Founded in 1995, MARUANI MERCIER represents 25 contemporary artists alongside its programme of museum quality historical exhibitions whilst continuing to build on the legacy of a number of renowned estates. Showing established artists alongside young and emerging new talent, the gallery promotes an artistic dialogue between different generations. It also contributes to new scholarship across its programmes by inviting prominent art historians and curators to collaborate on its exhibition catalogues and artist texts. Many of the gallery's artists participate in international exhibitions and are today placed in some of the most important museums and private collections around the world.
Initially MARUANI MERCIER's primary programme focused on celebrated American artists from the 1980s who, working within the medium of painting and sculpture, sought to reflect the aesthetic and social concerns of their time. Including; Ross Bleckner, Francesco Clemente, Ron Gorchov, Peter Halley, Jonathan Lasker, and Sue Williams.
Over the years, the gallery has looked to a new generation of artists who, working within different media, also address topical subjects relating to history, politics, the environment, and questions of identity and authorship. Amongst these, Radcliffe Bailey, Esiri Erheriene-Essi and Victor Ehikhamenor examine topics surrounding Black history and culture whilst Lyle Ashton Harris looks at societal constructs of sexuality and race. Jaclyn Conley's beautiful and nostalgic paintings present a poignant rumination on the social and political concerns of American life, whilst Tony Matelli confronts issues of isolation and impermanence with humour and irony. Kate Gottgens creates memory-laden paintings that recontextualize found imagery to explore the seductive tension between nostalgia, beauty, and unease, whereas Æmen Ededéen’s work blends mythology, ancestral memory, and futuristic symbolism.

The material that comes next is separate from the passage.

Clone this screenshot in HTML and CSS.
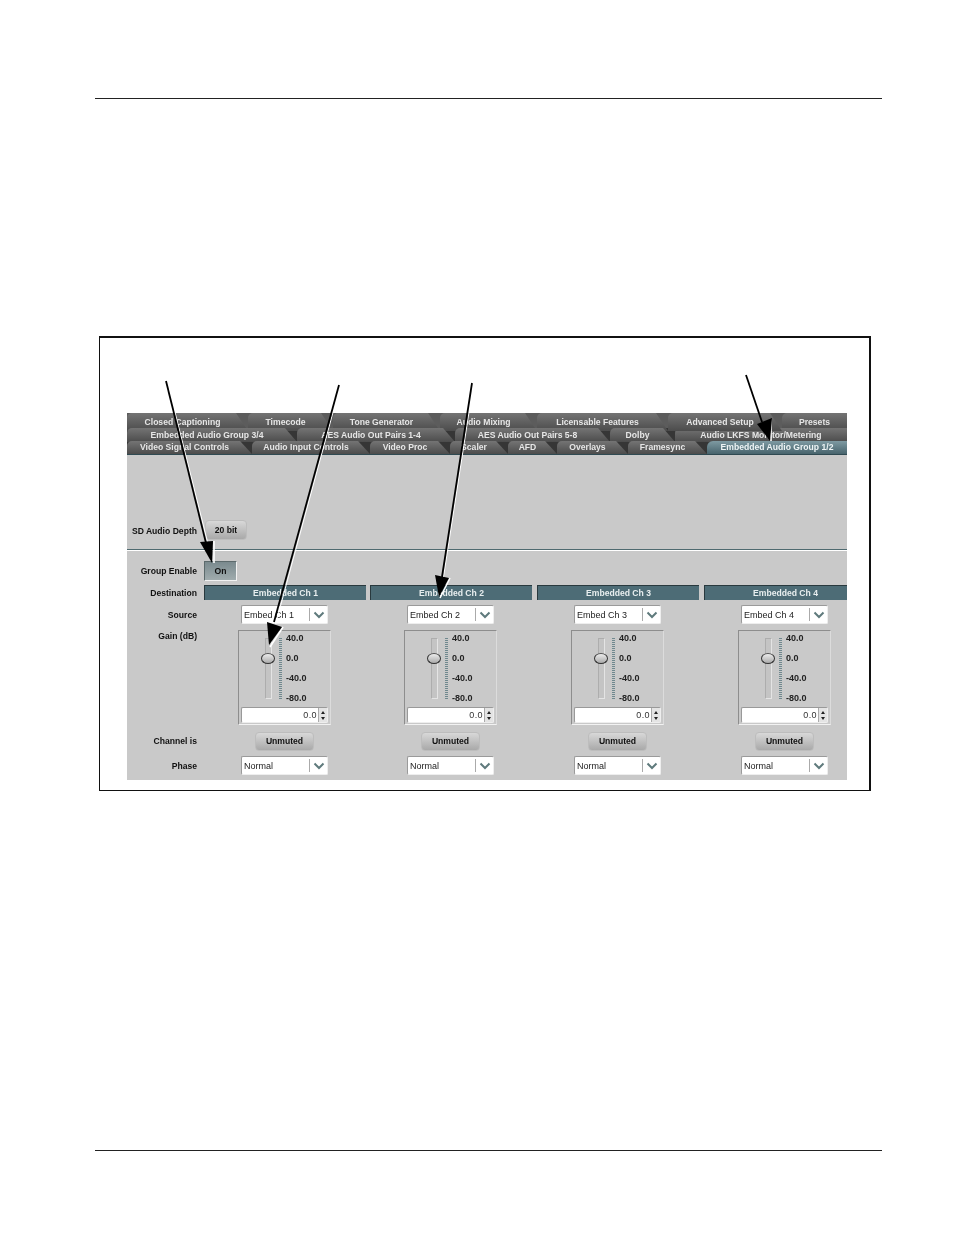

In 2001, MARUANI MERCIER expanded to include an additional gallery in the historic art town Knokke followed in 2018 by a 15,000 sq ft exhibition space in Zaventem called THE WAREHOUSE. In addition to the celebrated exhibitions held there, in 2021 THE WAREHOUSE hosted Kwesi Botchway, Cornelius Annor, Johnson Eziefula, and Samuel de Saboia at its artist residency. MARUANI MERCIER will remain committed to exhibiting the artist that it hosts there across its galleries.